══ Provided information ══

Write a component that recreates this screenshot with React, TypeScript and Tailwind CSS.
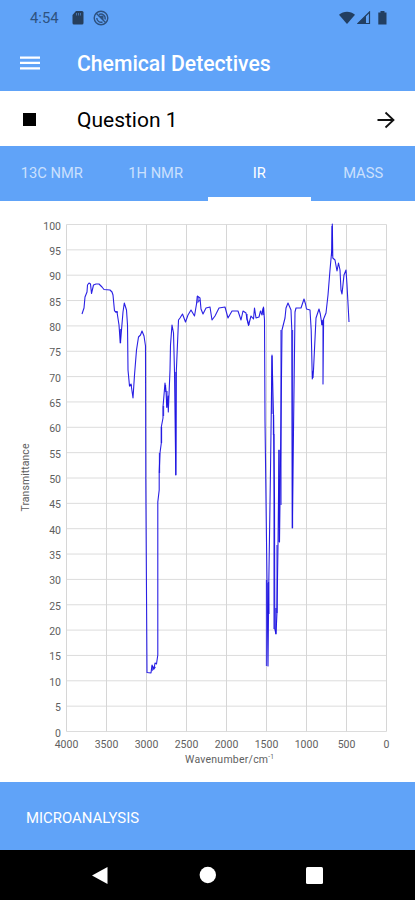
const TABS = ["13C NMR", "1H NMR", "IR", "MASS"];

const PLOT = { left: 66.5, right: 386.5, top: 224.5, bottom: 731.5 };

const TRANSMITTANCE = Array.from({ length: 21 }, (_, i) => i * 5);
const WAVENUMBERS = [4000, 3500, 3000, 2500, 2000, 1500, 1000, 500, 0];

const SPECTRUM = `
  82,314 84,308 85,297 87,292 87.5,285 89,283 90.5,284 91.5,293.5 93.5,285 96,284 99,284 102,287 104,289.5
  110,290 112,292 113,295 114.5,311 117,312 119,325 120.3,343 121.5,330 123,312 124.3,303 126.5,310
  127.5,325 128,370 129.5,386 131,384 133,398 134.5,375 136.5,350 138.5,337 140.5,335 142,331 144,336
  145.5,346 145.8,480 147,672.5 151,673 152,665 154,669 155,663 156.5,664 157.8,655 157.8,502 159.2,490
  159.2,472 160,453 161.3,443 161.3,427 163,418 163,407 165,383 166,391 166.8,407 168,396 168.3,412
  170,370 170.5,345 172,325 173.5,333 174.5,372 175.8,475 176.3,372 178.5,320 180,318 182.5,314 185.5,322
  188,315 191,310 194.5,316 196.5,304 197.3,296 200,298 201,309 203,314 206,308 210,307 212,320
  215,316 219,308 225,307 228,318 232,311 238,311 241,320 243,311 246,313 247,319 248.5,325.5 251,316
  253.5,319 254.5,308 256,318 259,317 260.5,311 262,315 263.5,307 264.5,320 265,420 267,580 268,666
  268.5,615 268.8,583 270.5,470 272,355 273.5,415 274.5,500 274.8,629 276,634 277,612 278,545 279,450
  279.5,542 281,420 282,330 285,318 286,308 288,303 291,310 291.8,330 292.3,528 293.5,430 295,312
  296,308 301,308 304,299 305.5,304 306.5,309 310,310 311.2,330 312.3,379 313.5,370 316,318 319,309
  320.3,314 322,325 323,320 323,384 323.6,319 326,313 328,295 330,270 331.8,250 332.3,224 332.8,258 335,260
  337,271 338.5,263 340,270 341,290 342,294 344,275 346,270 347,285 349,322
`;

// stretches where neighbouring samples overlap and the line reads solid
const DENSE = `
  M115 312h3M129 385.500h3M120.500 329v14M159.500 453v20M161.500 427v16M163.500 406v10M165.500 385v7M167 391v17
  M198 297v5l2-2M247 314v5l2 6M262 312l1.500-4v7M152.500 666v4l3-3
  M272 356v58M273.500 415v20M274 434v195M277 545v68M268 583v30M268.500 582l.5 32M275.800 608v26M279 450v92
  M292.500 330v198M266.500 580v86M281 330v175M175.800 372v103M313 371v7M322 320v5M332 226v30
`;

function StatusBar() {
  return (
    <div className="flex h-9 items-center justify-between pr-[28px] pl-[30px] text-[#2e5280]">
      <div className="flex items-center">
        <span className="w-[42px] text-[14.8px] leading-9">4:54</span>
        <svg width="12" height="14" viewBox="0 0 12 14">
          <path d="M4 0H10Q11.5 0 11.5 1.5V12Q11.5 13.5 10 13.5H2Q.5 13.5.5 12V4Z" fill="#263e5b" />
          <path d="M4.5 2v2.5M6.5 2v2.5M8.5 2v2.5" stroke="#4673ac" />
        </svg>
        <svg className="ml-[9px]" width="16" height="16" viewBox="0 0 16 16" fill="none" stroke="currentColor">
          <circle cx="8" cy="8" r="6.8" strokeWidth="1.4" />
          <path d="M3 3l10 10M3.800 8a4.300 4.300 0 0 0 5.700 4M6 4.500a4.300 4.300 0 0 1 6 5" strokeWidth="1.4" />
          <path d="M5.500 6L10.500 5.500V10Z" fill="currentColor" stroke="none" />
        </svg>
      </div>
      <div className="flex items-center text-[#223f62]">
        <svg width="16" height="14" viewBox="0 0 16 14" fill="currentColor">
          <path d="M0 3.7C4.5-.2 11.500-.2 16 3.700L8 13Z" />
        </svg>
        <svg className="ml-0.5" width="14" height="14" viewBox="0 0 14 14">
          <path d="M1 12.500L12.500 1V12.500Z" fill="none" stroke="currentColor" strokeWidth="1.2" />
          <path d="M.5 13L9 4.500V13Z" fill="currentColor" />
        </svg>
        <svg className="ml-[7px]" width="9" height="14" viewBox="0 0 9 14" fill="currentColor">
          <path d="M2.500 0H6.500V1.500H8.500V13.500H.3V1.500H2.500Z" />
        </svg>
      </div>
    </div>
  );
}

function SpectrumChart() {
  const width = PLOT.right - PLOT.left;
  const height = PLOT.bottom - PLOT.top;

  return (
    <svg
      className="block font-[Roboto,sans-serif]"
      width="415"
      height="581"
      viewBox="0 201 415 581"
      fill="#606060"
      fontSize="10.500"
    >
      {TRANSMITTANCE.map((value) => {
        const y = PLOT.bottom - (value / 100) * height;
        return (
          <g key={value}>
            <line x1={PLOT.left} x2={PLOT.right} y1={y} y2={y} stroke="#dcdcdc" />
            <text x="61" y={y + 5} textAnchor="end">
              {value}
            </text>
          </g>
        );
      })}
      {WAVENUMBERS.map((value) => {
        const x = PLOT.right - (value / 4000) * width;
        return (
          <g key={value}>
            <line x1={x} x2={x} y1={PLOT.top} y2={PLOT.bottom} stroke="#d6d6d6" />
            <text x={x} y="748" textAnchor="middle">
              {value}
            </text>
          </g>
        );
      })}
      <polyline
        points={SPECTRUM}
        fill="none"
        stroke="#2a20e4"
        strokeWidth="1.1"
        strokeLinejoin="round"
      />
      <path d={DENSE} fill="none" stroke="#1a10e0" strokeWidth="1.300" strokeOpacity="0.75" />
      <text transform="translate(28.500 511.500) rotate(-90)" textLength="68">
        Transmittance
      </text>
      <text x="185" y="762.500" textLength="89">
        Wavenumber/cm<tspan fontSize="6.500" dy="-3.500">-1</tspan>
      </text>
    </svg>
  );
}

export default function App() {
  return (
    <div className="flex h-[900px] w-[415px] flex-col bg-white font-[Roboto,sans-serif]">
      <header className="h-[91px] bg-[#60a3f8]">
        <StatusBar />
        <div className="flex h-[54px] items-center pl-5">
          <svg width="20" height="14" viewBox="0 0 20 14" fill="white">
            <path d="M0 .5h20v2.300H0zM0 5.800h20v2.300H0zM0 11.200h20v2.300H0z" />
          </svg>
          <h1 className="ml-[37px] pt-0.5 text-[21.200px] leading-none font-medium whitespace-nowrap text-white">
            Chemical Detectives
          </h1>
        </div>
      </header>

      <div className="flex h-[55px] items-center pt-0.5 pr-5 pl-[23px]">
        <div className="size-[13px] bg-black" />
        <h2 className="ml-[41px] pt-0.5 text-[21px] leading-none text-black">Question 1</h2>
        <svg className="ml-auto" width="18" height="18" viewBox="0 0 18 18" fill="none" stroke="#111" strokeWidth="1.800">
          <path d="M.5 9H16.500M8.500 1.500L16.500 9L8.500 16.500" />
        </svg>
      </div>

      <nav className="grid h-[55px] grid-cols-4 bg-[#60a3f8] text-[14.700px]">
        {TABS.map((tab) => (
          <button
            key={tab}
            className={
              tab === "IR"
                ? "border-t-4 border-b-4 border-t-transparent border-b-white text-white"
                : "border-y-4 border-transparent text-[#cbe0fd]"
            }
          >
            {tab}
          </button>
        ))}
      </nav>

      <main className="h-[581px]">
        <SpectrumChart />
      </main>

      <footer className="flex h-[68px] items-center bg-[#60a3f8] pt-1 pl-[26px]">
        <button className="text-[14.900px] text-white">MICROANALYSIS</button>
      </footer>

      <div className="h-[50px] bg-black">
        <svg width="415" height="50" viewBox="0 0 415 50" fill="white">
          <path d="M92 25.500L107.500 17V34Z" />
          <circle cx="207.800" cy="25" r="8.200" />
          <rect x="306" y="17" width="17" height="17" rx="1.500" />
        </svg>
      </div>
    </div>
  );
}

═══
══ Provided information ══

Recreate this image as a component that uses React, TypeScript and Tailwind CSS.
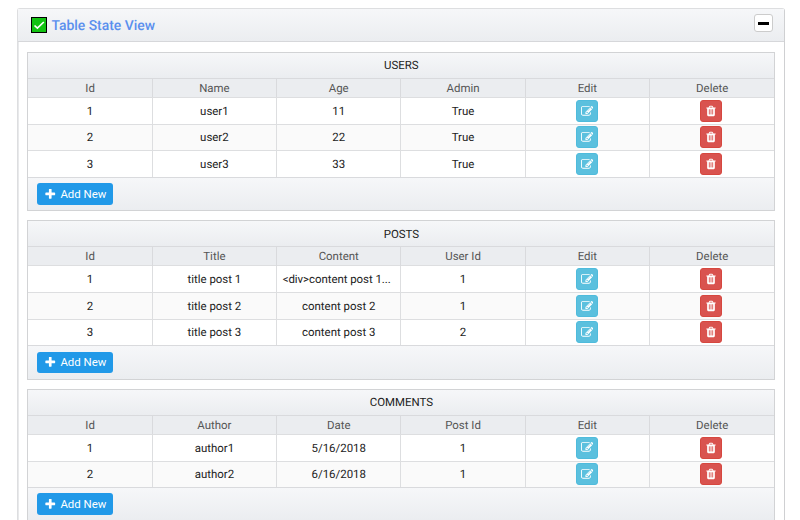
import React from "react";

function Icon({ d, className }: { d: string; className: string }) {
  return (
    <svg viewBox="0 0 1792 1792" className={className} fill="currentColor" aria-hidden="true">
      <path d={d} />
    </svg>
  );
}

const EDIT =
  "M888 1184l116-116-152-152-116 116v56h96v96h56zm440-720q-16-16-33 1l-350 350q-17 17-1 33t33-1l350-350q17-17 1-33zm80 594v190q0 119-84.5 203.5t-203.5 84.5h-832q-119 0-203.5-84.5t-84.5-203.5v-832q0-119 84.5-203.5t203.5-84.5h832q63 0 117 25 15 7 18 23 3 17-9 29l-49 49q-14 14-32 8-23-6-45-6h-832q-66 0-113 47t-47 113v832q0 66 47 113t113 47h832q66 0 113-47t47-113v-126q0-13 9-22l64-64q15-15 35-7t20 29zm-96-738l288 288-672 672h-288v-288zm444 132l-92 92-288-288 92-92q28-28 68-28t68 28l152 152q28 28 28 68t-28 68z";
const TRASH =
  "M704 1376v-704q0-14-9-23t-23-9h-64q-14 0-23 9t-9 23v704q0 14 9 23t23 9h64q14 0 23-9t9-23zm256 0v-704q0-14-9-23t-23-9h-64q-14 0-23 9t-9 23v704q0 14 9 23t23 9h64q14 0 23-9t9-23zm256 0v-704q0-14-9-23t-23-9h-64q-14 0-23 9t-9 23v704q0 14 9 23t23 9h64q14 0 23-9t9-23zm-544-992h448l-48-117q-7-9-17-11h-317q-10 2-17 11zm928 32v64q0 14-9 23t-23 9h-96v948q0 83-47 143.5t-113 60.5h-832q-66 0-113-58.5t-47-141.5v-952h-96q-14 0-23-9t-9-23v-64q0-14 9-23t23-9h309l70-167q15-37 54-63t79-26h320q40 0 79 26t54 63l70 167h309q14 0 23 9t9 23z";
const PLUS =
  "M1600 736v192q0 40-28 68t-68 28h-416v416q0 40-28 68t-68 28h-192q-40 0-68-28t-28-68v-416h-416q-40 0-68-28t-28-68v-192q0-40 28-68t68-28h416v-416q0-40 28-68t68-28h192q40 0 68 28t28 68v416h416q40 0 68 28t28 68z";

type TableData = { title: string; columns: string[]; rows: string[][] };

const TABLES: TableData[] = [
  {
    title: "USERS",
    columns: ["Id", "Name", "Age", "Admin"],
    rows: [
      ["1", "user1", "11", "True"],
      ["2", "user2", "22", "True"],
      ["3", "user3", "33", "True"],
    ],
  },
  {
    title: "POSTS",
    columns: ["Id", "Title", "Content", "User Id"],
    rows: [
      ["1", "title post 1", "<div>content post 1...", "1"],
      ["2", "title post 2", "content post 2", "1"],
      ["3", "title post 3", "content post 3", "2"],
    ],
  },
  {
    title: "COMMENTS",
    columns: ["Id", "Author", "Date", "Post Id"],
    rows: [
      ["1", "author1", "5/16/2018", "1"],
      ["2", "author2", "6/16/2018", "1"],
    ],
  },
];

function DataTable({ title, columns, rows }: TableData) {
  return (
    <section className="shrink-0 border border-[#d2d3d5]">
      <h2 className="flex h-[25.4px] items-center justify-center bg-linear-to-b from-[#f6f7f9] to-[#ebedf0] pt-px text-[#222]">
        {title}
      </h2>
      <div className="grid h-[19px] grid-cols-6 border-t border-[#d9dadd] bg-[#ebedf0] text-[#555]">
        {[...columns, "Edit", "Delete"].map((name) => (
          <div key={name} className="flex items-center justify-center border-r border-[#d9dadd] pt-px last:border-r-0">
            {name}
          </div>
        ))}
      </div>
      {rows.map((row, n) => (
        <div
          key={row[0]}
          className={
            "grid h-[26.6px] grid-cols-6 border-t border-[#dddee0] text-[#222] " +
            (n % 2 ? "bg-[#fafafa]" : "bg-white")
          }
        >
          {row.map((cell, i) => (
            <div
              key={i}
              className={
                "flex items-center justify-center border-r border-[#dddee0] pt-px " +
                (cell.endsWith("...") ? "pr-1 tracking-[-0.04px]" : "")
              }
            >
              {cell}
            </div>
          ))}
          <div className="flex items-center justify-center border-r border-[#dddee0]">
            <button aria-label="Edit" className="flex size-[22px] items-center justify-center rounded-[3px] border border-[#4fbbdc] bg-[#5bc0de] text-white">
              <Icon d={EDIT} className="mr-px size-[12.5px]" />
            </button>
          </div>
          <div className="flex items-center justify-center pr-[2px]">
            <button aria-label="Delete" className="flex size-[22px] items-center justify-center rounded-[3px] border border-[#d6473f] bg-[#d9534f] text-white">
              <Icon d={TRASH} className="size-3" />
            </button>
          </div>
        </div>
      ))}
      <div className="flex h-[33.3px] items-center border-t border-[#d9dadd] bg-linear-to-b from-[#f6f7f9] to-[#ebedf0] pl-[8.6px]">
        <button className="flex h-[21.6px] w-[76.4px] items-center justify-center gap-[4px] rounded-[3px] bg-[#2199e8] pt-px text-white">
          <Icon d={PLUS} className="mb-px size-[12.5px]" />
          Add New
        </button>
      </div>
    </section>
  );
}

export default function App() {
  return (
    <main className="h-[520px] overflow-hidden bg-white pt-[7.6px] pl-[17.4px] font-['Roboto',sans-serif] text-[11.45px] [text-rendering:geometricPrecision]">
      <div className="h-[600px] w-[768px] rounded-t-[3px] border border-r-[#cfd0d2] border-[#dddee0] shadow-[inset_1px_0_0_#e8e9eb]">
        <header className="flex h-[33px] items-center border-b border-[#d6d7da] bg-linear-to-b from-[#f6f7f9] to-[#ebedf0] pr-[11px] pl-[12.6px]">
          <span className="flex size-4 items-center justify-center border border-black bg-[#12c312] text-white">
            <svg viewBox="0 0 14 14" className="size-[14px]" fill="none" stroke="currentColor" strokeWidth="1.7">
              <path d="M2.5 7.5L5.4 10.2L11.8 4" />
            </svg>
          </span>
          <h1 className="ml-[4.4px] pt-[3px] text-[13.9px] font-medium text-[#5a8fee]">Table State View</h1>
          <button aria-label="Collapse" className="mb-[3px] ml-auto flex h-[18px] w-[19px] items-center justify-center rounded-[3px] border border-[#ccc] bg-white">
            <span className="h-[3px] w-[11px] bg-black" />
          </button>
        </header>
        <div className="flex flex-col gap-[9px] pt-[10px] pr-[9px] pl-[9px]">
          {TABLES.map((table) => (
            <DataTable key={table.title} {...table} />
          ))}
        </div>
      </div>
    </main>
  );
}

═══

Objective: Repeat only the lines running from "Recreate this image" to "import React from", ends included, and leave the pictures out.

Solution below:
Recreate this image as a component that uses React, TypeScript and Tailwind CSS.
import React from "react";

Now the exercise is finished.